# Subforum description / questioning the supposed 2000 year old lineage



## Chrisoro (Aug 10, 2015)

This subforum has the following description:



> Tang Soo Do is a Korean martial art which teaches empty hand and foot fighting, fighting forms, self-defense, and weapons. Tang Soo Do also teaches people to live a healthy and harmonious life. This ancient martial art traces its lineage back 2,000 years to the Korean peninsula.



I may be kicking a hornets nest here, but considering that most, if not all, of the early Tang Soo Do instructors had dan ranks in karate, and allmost oll of the early forms were more or less identical to forms taught in Okinawan and Japanese Karate at the time, I'm curious as to how one can realistically argue that Tang Soo Do is an ancient Korean martial art, and not primarily a Korean variant of Karate, with some influences from native chinese and korean martial arts?
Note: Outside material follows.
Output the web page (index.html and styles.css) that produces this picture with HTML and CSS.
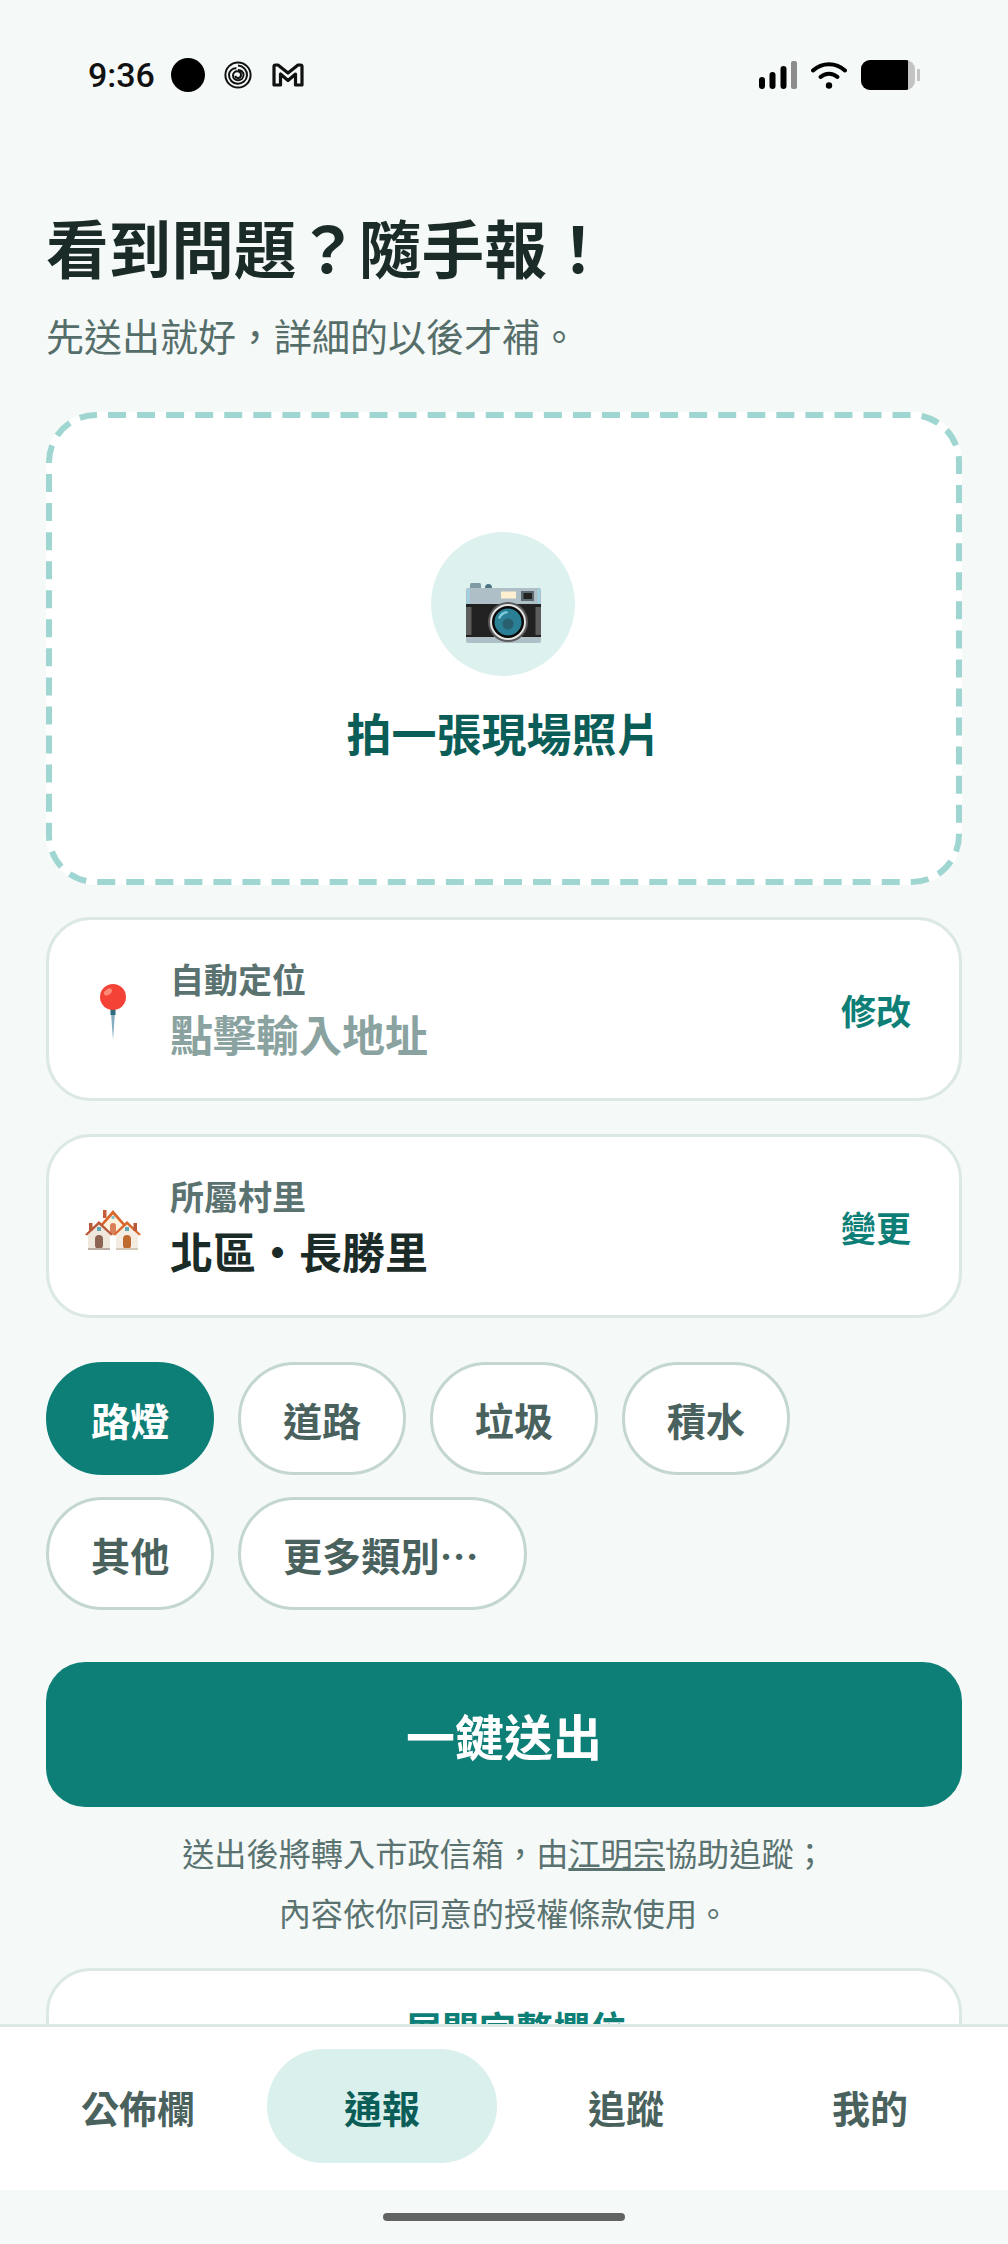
FILE: index.html
```html
<!doctype html>
<html lang="zh-Hant">

<head>
    <meta charset="utf-8">
    <title>通報</title>
    <link rel="stylesheet" href="styles.css">
</head>

<body>
    <div class="status">
        <div class="status-left">
            <span class="time">9:36</span>
            <span class="dot"></span>
            <svg class="ic-spiral" viewBox="0 0 28 28" fill="none" stroke="#111" stroke-width="2">
                <circle cx="14" cy="14" r="12.6"/>
                <path d="M14 4.500a9.500 9.500 0 0 1 9 10c-.4 5-4.600 8.500-9.500 8.300-5-.3-8.700-4.300-8.500-9 .2-3.800 3.500-6.800 7.500-6.500"/>
                <path d="M14 9c3-.3 5.500 2 5.500 5s-2.400 5.300-5.500 5.300-5-2.200-5-4.800 2-4.300 4.300-4.200 3.700 1.700 3.700 3.700-1.400 3-3 3-2.500-1-2.500-2.300"/>
            </svg>
            <svg class="ic-m" viewBox="0 0 32 24" fill="none" stroke="#111" stroke-width="3.200" stroke-linejoin="round">
                <path d="M2 22V3.500q0-1.500 1.500-1.500h2.500L16 10 26 2h2.500q1.500 0 1.500 1.500V22h-6.500V11L16 17.500 8.500 11V22z"/>
            </svg>
        </div>
        <div class="status-right">
            <svg class="ic-signal" viewBox="0 0 38 28">
                <rect x="0" y="16" width="6" height="12" rx="3" fill="#000"/>
                <rect x="10.500" y="11" width="6" height="17" rx="3" fill="#000"/>
                <rect x="21.500" y="5" width="6" height="23" rx="3" fill="#000"/>
                <rect x="32" y="0" width="6" height="28" rx="2" fill="#8c8c8c"/>
            </svg>
            <svg class="ic-wifi" viewBox="0 0 36 28" fill="none" stroke="#000" stroke-width="4" stroke-linecap="round">
                <path d="M2 9.500C11 1 25 1 34 9.500"/>
                <path d="M9.500 16c5-4.500 12-4.500 17 0"/>
                <circle cx="18" cy="24.500" r="3.200" fill="#000" stroke="none"/>
            </svg>
            <div class="battery"><div class="battery-fill"></div></div>
            <div class="battery-tip"></div>
        </div>
    </div>

    <main class="content">
        <h1 class="title">看到問題？隨手報！</h1>
        <p class="subtitle">先送出就好，詳細的以後才補。</p>

        <div class="upload">
            <svg class="upload-dash" viewBox="0 0 916 473">
                <rect x="3" y="3" width="910" height="467" rx="47" fill="none" stroke="#a0d6d1" stroke-width="6" stroke-dasharray="18 11.058" stroke-dashoffset="-12"/>
            </svg>
            <div class="upload-circle">
                <svg class="ic-camera" viewBox="0 0 75 60">
                    <rect x="4" y="0" width="11" height="7" rx="1.500" fill="#7f9aa3"/>
                    <path d="M19 5q0-4 3.500-4t3.500 4z" fill="#4d7484"/>
                    <path d="M17 5h11l1.500 2h-14z" fill="#8ba3ac"/>
                    <rect x="0" y="5" width="75" height="55" rx="2" fill="#aebfc7"/>
                    <rect x="1" y="6" width="2.500" height="15" fill="#9fd3e3"/>
                    <rect x="71.500" y="6" width="2.500" height="15" fill="#9fd3e3"/>
                    <rect x="35" y="8.500" width="15" height="7" fill="#fff0d2"/>
                    <rect x="55" y="8" width="13" height="10" fill="#5c6a70"/>
                    <rect x="57.500" y="10" width="8.500" height="6" fill="#222"/>
                    <rect x="0" y="21" width="75" height="33" fill="#212121"/>
                    <rect x="0" y="24" width="5.500" height="28" fill="#5d5d5d"/>
                    <rect x="69.500" y="24" width="5.500" height="28" fill="#5d5d5d"/>
                    <circle cx="42" cy="39" r="20" fill="#5a5a5a"/>
                    <circle cx="42" cy="39" r="18" fill="#e4e4e4"/>
                    <circle cx="42" cy="39" r="16" fill="#0a0a0a"/>
                    <circle cx="42" cy="39" r="13.500" fill="#2b7f95"/>
                    <circle cx="42" cy="41" r="5.500" fill="#27606f"/>
                    <path d="M32 35q2-6 9-7l1 2q-6 1-8 6z" fill="#7ecddb"/>
                </svg>
            </div>
            <div class="upload-text">拍一張現場照片</div>
        </div>

        <div class="card">
            <div class="card-icon">
                <svg class="ic-pin" viewBox="0 0 26 56">
                    <path d="M10.500 22h5L13 56z" fill="#84adc0"/>
                    <rect x="10.500" y="25" width="5" height="6" fill="#2f6a80"/>
                    <circle cx="13" cy="13" r="13" fill="#f44336"/>
                    <ellipse cx="8" cy="8" rx="4.500" ry="2.800" fill="#ff8a75" transform="rotate(-35 8 8)"/>
                </svg>
            </div>
            <div class="card-body">
                <div class="card-label">自動定位</div>
                <div class="card-value placeholder">點擊輸入地址</div>
            </div>
            <div class="card-action">修改</div>
        </div>

        <div class="card">
            <div class="card-icon">
                <svg class="ic-houses" viewBox="0 0 56 42">
                    <path d="M19 14L28 4l9 10v14H19z" fill="#fff3e0"/>
                    <path d="M15 17L28 2l13 15-2.500 1L28 6.500 17.500 18z" fill="#d9682f"/>
                    <rect x="18" y="2" width="3.500" height="8" fill="#c75b39"/>
                    <rect x="25" y="15" width="6" height="11" rx="3" fill="#d9805a"/>
                    <rect x="26.500" y="8" width="3" height="3" fill="#7fc4c9"/>
                    <path d="M3 24l11-10 11 10v17H3z" fill="#efe6dc"/>
                    <path d="M0 26.500L14 13l14 13.500-2 1L14 16.500 2 27.500z" fill="#b8593a"/>
                    <rect x="4" y="15" width="3.500" height="8" fill="#b8593a"/>
                    <rect x="10" y="27" width="8" height="14" rx="4" fill="#8d6351"/>
                    <rect x="12" y="19" width="4" height="4" fill="#5fa7b5"/>
                    <rect x="3" y="40" width="22" height="2" fill="#bdaea5"/>
                    <path d="M31 24l11-10 11 10v17H31z" fill="#f4ece2"/>
                    <path d="M28 26.500l14-13.500 14 13.500-2 1L42 16.500 30 27.500z" fill="#d9682f"/>
                    <rect x="48.500" y="15" width="3.500" height="8" fill="#b8593a"/>
                    <rect x="38" y="27" width="8" height="14" rx="4" fill="#bf6a2e"/>
                    <rect x="40" y="19" width="4" height="4" fill="#5fa7b5"/>
                    <rect x="31" y="40" width="22" height="2" fill="#d3c9b8"/>
                </svg>
            </div>
            <div class="card-body">
                <div class="card-label">所屬村里</div>
                <div class="card-value">北區・長勝里</div>
            </div>
            <div class="card-action">變更</div>
        </div>

        <div class="chips">
            <span class="chip active">路燈</span>
            <span class="chip">道路</span>
            <span class="chip">垃圾</span>
            <span class="chip">積水</span>
            <span class="chip">其他</span>
            <span class="chip">更多類別⋯</span>
        </div>

        <div class="submit">一鍵送出</div>

        <p class="note">送出後將轉入市政信箱，由<u>江明宗</u>協助追蹤；<br>內容依你同意的授權條款使用。</p>

        <div class="expand">展開完整欄位</div>
    </main>

    <nav class="nav">
        <div class="nav-item">公佈欄</div>
        <div class="nav-item active">通報</div>
        <div class="nav-item">追蹤</div>
        <div class="nav-item">我的</div>
    </nav>
    <div class="home"><div class="home-bar"></div></div>
</body>

</html>
```

FILE: styles.css
```css
* {
    margin: 0;
    box-sizing: border-box;
}

html,
body {
    height: 100%;
}

body {
    width: 1008px;
    height: 2244px;
    overflow: hidden;
    display: flex;
    flex-direction: column;
    background: #f5f9f8;
    color: #1a2b28;
    font-family: "Noto Sans CJK TC", "Noto Sans", sans-serif;
}

/* status bar */
.status {
    flex: none;
    height: 130px;
    padding: 55px 88px 0;
    display: flex;
    justify-content: space-between;
    align-items: flex-start;
}

.status-left,
.status-right {
    display: flex;
    align-items: center;
    height: 40px;
}

.time {
    font-family: "Roboto", sans-serif;
    font-size: 34px;
    font-weight: 500;
    color: #111;
    width: 83px;
}

.dot {
    width: 34px;
    height: 34px;
    border-radius: 50%;
    background: #000;
}

.ic-spiral {
    width: 28px;
    height: 28px;
    margin-left: 19px;
}

.ic-m {
    width: 32px;
    height: 24px;
    margin-left: 20px;
}

.ic-signal {
    width: 38px;
    height: 28px;
}

.ic-wifi {
    width: 36px;
    height: 28px;
    margin-left: 14px;
}

.battery {
    width: 54px;
    height: 30px;
    margin-left: 14px;
    border-radius: 9px;
    background: #c4c4c4;
    overflow: hidden;
}

.battery-fill {
    width: 47px;
    height: 100%;
    background: #000;
}

.battery-tip {
    width: 3px;
    height: 12px;
    margin-left: 2px;
    background: #c4c4c4;
}

/* main column */
.content {
    flex: 1;
    min-height: 0;
    overflow: hidden;
    padding: 76px 46px 0;
}

.title {
    font-size: 62.600px;
    line-height: 80px;
    font-weight: 700;
    color: #1a2b28;
}

.subtitle {
    margin-top: 21px;
    font-size: 38px;
    line-height: 56px;
    color: #566e6a;
}

.upload {
    position: relative;
    margin-top: 49px;
    height: 473px;
    border-radius: 50px;
    background: #fff;
    display: flex;
    flex-direction: column;
    align-items: center;
    padding-top: 6px;
}

.upload-dash {
    position: absolute;
    top: 0;
    left: 0;
    width: 100%;
    height: 100%;
}

.upload-circle {
    margin-top: 114px;
    margin-right: 2px;
    width: 144px;
    height: 144px;
    padding-top: 18px;
    border-radius: 50%;
    background: #ddf2ef;
    display: flex;
    align-items: center;
    justify-content: center;
}

.ic-camera {
    width: 75px;
    height: 60px;
}

.upload-text {
    margin-top: 26px;
    font-size: 45px;
    line-height: 62px;
    font-weight: 700;
    color: #0b5e57;
}

.card {
    margin-top: 33px;
    height: 184px;
    padding: 0 48px 0 36px;
    border: 3px solid #dbe8e5;
    border-radius: 45px;
    background: #fff;
    display: flex;
    align-items: center;
}

.upload + .card {
    margin-top: 32px;
}

.card-icon {
    width: 56px;
    margin-top: 5px;
    display: flex;
    justify-content: center;
    flex: none;
}

.ic-pin {
    width: 26px;
    height: 56px;
}

.ic-houses {
    width: 56px;
    height: 42px;
}

.card-body {
    flex: 1;
    margin-left: 29px;
}

.card-label {
    font-size: 34px;
    line-height: 48px;
    font-weight: 700;
    color: #5a7370;
}

.card-value {
    font-size: 43px;
    line-height: 60px;
    font-weight: 700;
    color: #1a2b28;
}

.card-value.placeholder {
    color: #8aa3a0;
}

.card-action {
    font-size: 35px;
    font-weight: 700;
    color: #0d7f77;
}

.chips {
    margin-top: 44px;
    display: flex;
    flex-wrap: wrap;
    gap: 22px 23.500px;
}

.chip {
    height: 113px;
    padding: 0 42px;
    border: 3px solid #c3d6d2;
    border-radius: 57px;
    background: #fff;
    display: flex;
    align-items: center;
    font-size: 39.200px;
    font-weight: 700;
    color: #4a625e;
}

.chip:last-child {
    padding-right: 45px;
}

.chip.active {
    background: #0d7f77;
    border-color: #0d7f77;
    color: #fff;
}

.submit {
    margin-top: 52px;
    height: 145px;
    border-radius: 39px;
    background: #0d7f77;
    color: #fff;
    display: flex;
    align-items: center;
    justify-content: center;
    font-size: 49px;
    font-weight: 700;
}

.note {
    margin-top: 15px;
    text-align: center;
    font-size: 32.200px;
    line-height: 60px;
    color: #5a7370;
}

.expand {
    margin-top: 26px;
    height: 120px;
    padding: 30px 0 0 24px;
    border: 3px solid #dbe8e5;
    border-radius: 45px;
    background: #fff;
    text-align: center;
    font-size: 37px;
    font-weight: 700;
    color: #0d7f77;
}

/* bottom nav */
.nav {
    flex: none;
    height: 166px;
    padding: 22px 16px 27px;
    border-top: 3px solid #dbe8e5;
    background: #fff;
    display: grid;
    grid-template-columns: repeat(4, 1fr);
}

.nav-item {
    display: flex;
    align-items: center;
    justify-content: center;
    border-radius: 57px;
    font-size: 38px;
    font-weight: 700;
    color: #4a625e;
}

.nav-item.active {
    margin: 0 7px;
    background: #d9f0ed;
    color: #0b5e57;
}

.home {
    flex: none;
    height: 54px;
    padding-top: 23px;
}

.home-bar {
    width: 242px;
    height: 8px;
    margin: 0 auto;
    border-radius: 4px;
    background: #626463;
}
```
I mean, the various official governing bodies of Taekwondo used to make similar claims, but even high ranking members of the Kukkiwon has since admited that the primary influence in the development of Taekwondo as it is today, was the Karate background of most of its founders.


----------



## Chrisoro (Aug 10, 2015)

Here is an apparently well researched article I found on the subject with a heavy use of references where applicable, and a full reference list at the bottom. While it focuses on the development of Taekwondo, it is also relevant to the history of Tang Soo Do, as the schools that eventually decided to use the name Taekwondo, used the general terms Tang Soo Do or Kong Soo Doo for describing their art, before switching to using Taekwondo.

-------------------------------------------------------------------------------------------------------------------------------

*The Evolution of Taekwondo from Japanese Karate*
November 17th, 2008
By Eric Madis[1]



Taekwondo (_t’aegwondo_, kicking and punching way/art) is a Korean martial art and combative sport distinguished by kicks, hand strikes, and arm blocks. Its sanctioned history claims that taekwondo is 2,000 years old, that it is descended from ancient _hwarang_ warriors, and that it has been significantly influenced by a traditional Korean kicking game called _taekyon_. However, the documented history of taekwondo is quite different. By focusing solely on what can be documented, the following essay links the origins of taekwondo to 20th century Shotokan, Shudokan, and Shito-ryu karate, and shows how the revised history was developed to support South Korean nationalism.

[Moderator Edit to comply with Fair Use]


----------



## Tony Dismukes (Aug 10, 2015)

Yeah, I don't know that anyone here buys into the myth of the ancient Korean origins of TKD/TSD. Probably when the site was first built whoever created the subforums (Bob?) just copied and pasted the description from some random website.


----------



## Chrisoro (Aug 10, 2015)

So, the question is wether or not one should continue to base the subforum description on what is proven to be false history, or change it into something more in line with what can actually be documented. I mean, as it is now, it can instill wrong knowledge into new practitioners of Tang Soo Do, anyone else not interested in questioning it as it stands.


----------



## zzj (Aug 10, 2015)

Any claim of lineage exceeding a few hundred years should be viewed with a large dose of skepticism. Most martial arts are built on existing knowledge of their time, and in that sense you can trace influences back in time almost indefinitely, but to claim a direct lineage would be really stretching it.


----------



## Dirty Dog (Aug 10, 2015)

Tony Dismukes said:


> Yeah, I don't know that anyone here buys into the myth of the ancient Korean origins of TKD/TSD. Probably when the site was first built whoever created the subforums (Bob?) just copied and pasted the description from some random website.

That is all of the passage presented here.